My rides home with Vin held resonance because radio, once the staticky engine of our national pastime, has been TV’ed into the narrowest of niches. With the advent of the iPod – now itself defunct – we could listen to anything we wanted, and now every song ever made is available through streaming. Sports was the same, kind of. With every ballgame televised, it became too easy to flop on the couch and pick up the remote.

As a breed, radio people were different. We weren’t seeing what was happening. We were relying on them to tell us what they were seeing. They didn’t just do play-by-play. They painted a picture. (That’s how the great Larry Munson began every Georgia game: “Get the picture.”) They told stories. We trusted them. We needed them.

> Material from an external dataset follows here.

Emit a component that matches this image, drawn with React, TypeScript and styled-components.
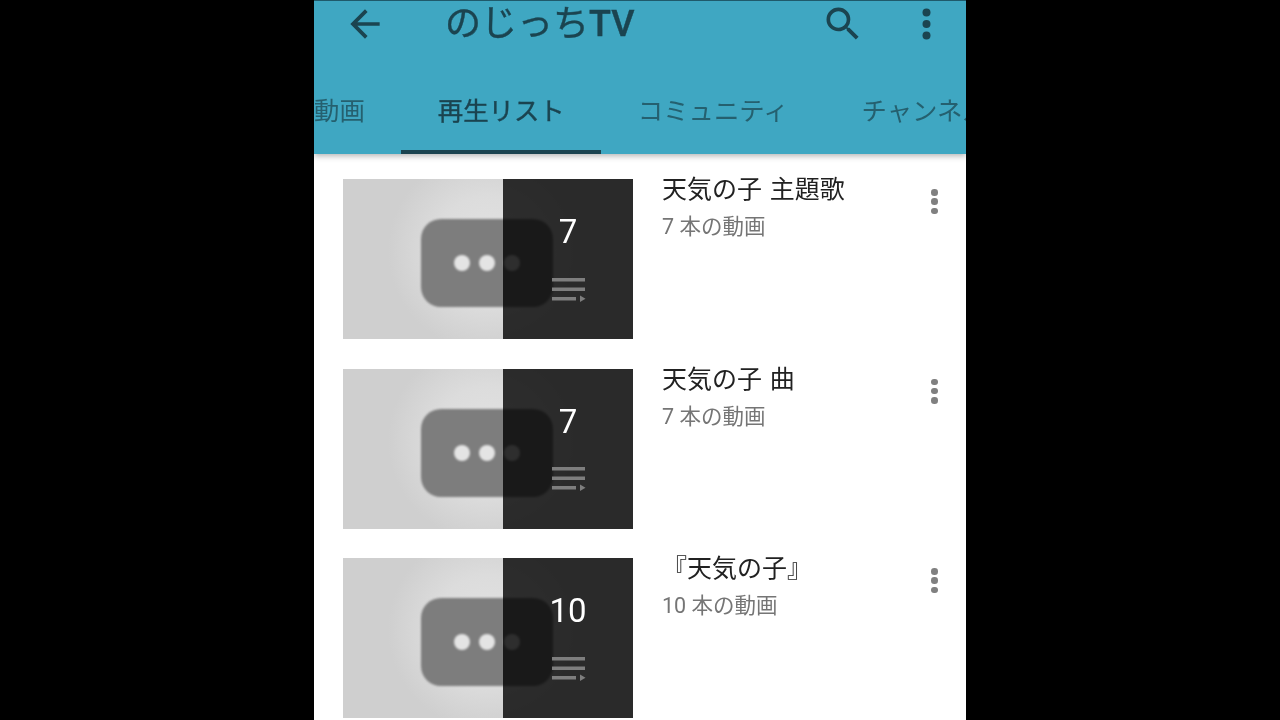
import React from 'react'
import styled, { createGlobalStyle } from 'styled-components'

const GlobalStyle = createGlobalStyle`
  html, body {
    margin: 0;
    height: 100%;
    background: #000;
    overflow: hidden;
  }
`

const Phone = styled.div`
  width: 652px;
  height: 720px;
  margin: 0 auto;
  background: #fff;
  overflow: hidden;
  filter: blur(0.4px);
  font-family: Roboto, 'Noto Sans CJK JP', sans-serif;
`

const Header = styled.header`
  height: 154px;
  box-sizing: border-box;
  background: #3fa7c2;
  border-top: 1px solid #1f5a6b;
  box-shadow: 0 2px 6px rgba(0, 0, 0, 0.3);
  position: relative;
  display: flex;
  flex-direction: column;
`

const TopBar = styled.div`
  height: 46px;
  display: flex;
  align-items: center;
  padding: 0 35px 0 29px;
  color: #1b4450;
`

const IconSlot = styled.div<{ $mr?: number }>`
  display: flex;
  margin-right: ${({ $mr }) => $mr ?? 0}px;
`

const Title = styled.div`
  flex: 1;
  font-size: 36px;
  font-weight: 400;
  -webkit-text-stroke: 0.4px #1b4450;
  white-space: nowrap;
  line-height: 48px;
`

const TitleLatin = styled.span`
  font-weight: 500;
`

const Tabs = styled.div`
  flex: 1;
  display: flex;
  overflow: hidden;
  margin-left: -36.5px;
`

const Tab = styled.div<{ $active?: boolean }>`
  padding: 0 36.5px 21px;
  flex-shrink: 0;
  height: 107px;
  box-sizing: border-box;
  display: flex;
  align-items: flex-end;
  line-height: 36px;
  font-size: 25.4px;
  color: ${({ $active }) => ($active ? '#1b4450' : '#25606f')};
  -webkit-text-stroke: ${({ $active }) => ($active ? '0.4px #1b4450' : '0')};
  border-bottom: 4px solid ${({ $active }) => ($active ? '#1b4450' : 'transparent')};
`

const List = styled.div`
  display: flex;
  flex-direction: column;
  gap: 29.5px;
  padding: 25px 0 0 29px;
`

const Row = styled.div`
  display: flex;
  height: 160px;
`

const Thumb = styled.div`
  width: 290px;
  height: 160px;
  flex-shrink: 0;
  position: relative;
  overflow: hidden;
  background: radial-gradient(ellipse 100px 100px at 50% 45%, #e2e2e2 0%, #dcdcdc 55%, #cfcfcf 100%);
  display: flex;
  align-items: center;
  justify-content: center;
`

const Pill = styled.div`
  width: 132px;
  height: 88px;
  margin: 8px 2px 0 0;
  border-radius: 20px;
  background: #7d7d7d;
  filter: blur(1.2px);
  display: flex;
  align-items: center;
  justify-content: center;
  gap: 9px;
`

const Dot = styled.div`
  width: 16px;
  height: 16px;
  border-radius: 50%;
  background: #e4e4e4;
`

const Overlay = styled.div`
  position: absolute;
  top: 0;
  right: 0;
  bottom: 0;
  width: 130px;
  background: rgba(0, 0, 0, 0.8);
  display: flex;
  flex-direction: column;
  align-items: center;
  color: #fff;
`

const Count = styled.div`
  font-family: Roboto, sans-serif;
  font-size: 33px;
  font-weight: 400;
  line-height: 40px;
  margin-top: 33px;
`

const QueueIcon = styled.svg`
  margin: 25.5px 0 0 2px;
`

const Info = styled.div`
  flex: 1;
  padding: 0 0 0 29px;
  display: flex;
  flex-direction: column;
`

const RowTitle = styled.div`
  font-size: 25px;
  word-spacing: 1.5px;
  line-height: 36px;
  margin-top: -7px;
  color: #212121;
  white-space: pre;
`

const RowSub = styled.div`
  font-size: 21.5px;
  line-height: 36px;
  padding-top: 1px;
  color: #757575;
`

const RowMenu = styled.div`
  width: 35px;
  padding-top: 10px;
  display: flex;
  flex-direction: column;
  align-items: flex-start;
`

const MenuDot = styled.div`
  width: 6.5px;
  height: 6.5px;
  border-radius: 50%;
  background: #808080;
  margin-bottom: 2.8px;
`

const playlists = [
  { title: '天気の子 主題歌', count: '7' },
  { title: '天気の子 曲', count: '7' },
  { title: '『天気の子』', count: '10' },
]

const App = () => (
  <>
    <GlobalStyle />
    <Phone>
      <Header>
        <TopBar>
          <IconSlot $mr={58}>
            <svg width="44" height="44" viewBox="0 0 24 24" fill="#1b4450">
              <path d="M20 11H7.83l5.59-5.59L12 4l-8 8 8 8 1.41-1.41L7.83 13H20v-2z" />
            </svg>
          </IconSlot>
          <Title>
            のじっち<TitleLatin>TV</TitleLatin>
          </Title>
          <IconSlot $mr={57}>
            <svg width="44" height="44" viewBox="0 0 24 24" fill="#1b4450">
              <path d="M15.5 14h-.79l-.28-.27A6.47 6.47 0 0 0 16 9.5 6.5 6.5 0 1 0 9.5 16c1.61 0 3.09-.59 4.23-1.57l.27.28v.79l5 4.99L20.49 19l-4.99-5zm-6 0C7.01 14 5 11.99 5 9.5S7.01 5 9.5 5 14 7.01 14 9.5 11.99 14 9.5 14z" />
            </svg>
          </IconSlot>
          <IconSlot>
            <svg width="9" height="32" viewBox="0 0 9 32" fill="#1b4450">
              <circle cx="4.5" cy="4.5" r="4" />
              <circle cx="4.5" cy="16" r="4" />
              <circle cx="4.5" cy="27.5" r="4" />
            </svg>
          </IconSlot>
        </TopBar>
        <Tabs>
          <Tab>動画</Tab>
          <Tab $active>再生リスト</Tab>
          <Tab>コミュニティ</Tab>
          <Tab>チャンネル</Tab>
        </Tabs>
      </Header>
      <List>
        {playlists.map((item) => (
          <Row key={item.title}>
            <Thumb>
              <Pill>
                <Dot />
                <Dot />
                <Dot />
              </Pill>
              <Overlay>
                <Count>{item.count}</Count>
                <QueueIcon width="34" height="26" viewBox="0 0 34 26" fill="#7e7e7e">
                  <rect x="0" y="0" width="33" height="3.5" />
                  <rect x="0" y="9.5" width="33" height="3.5" />
                  <rect x="0" y="19" width="24" height="3.5" />
                  <path d="M28 17.5l5.5 3.2-5.5 3.2z" />
                </QueueIcon>
              </Overlay>
            </Thumb>
            <Info>
              <RowTitle>{item.title}</RowTitle>
              <RowSub>{item.count} 本の動画</RowSub>
            </Info>
            <RowMenu>
              <MenuDot />
              <MenuDot />
              <MenuDot />
            </RowMenu>
          </Row>
        ))}
      </List>
    </Phone>
  </>
)

export default App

Toward the end of Scully’s career, he worked radio innings without a color commentator. Everything that needed saying, he could say by himself. When the Dodgers alit in California, he’d become the guy who taught Los Angeles about baseball. He never made it seem like a tutorial. He was having fun, and so were those folks stuck in traffic on the 405.

The Braves’ wondrous crew – Ernie Johnson Sr., Pete Van Wieren and Skip Caray – all had radio backgrounds. They did for the South what Scully did for SoCal. AJC colleague George Cunningham had the best description of Ernie Sr. – “as comfortable as an old shoe.” Pete was the Professor, Skip the scamp. You could tell those three liked each other.

The world has changed, as worlds do. The radio legends of our youth have taken up residency in their Valhalla. I made it a point to listen to Vin Scully in his later days because I knew there’d never be another. He died this week at 94.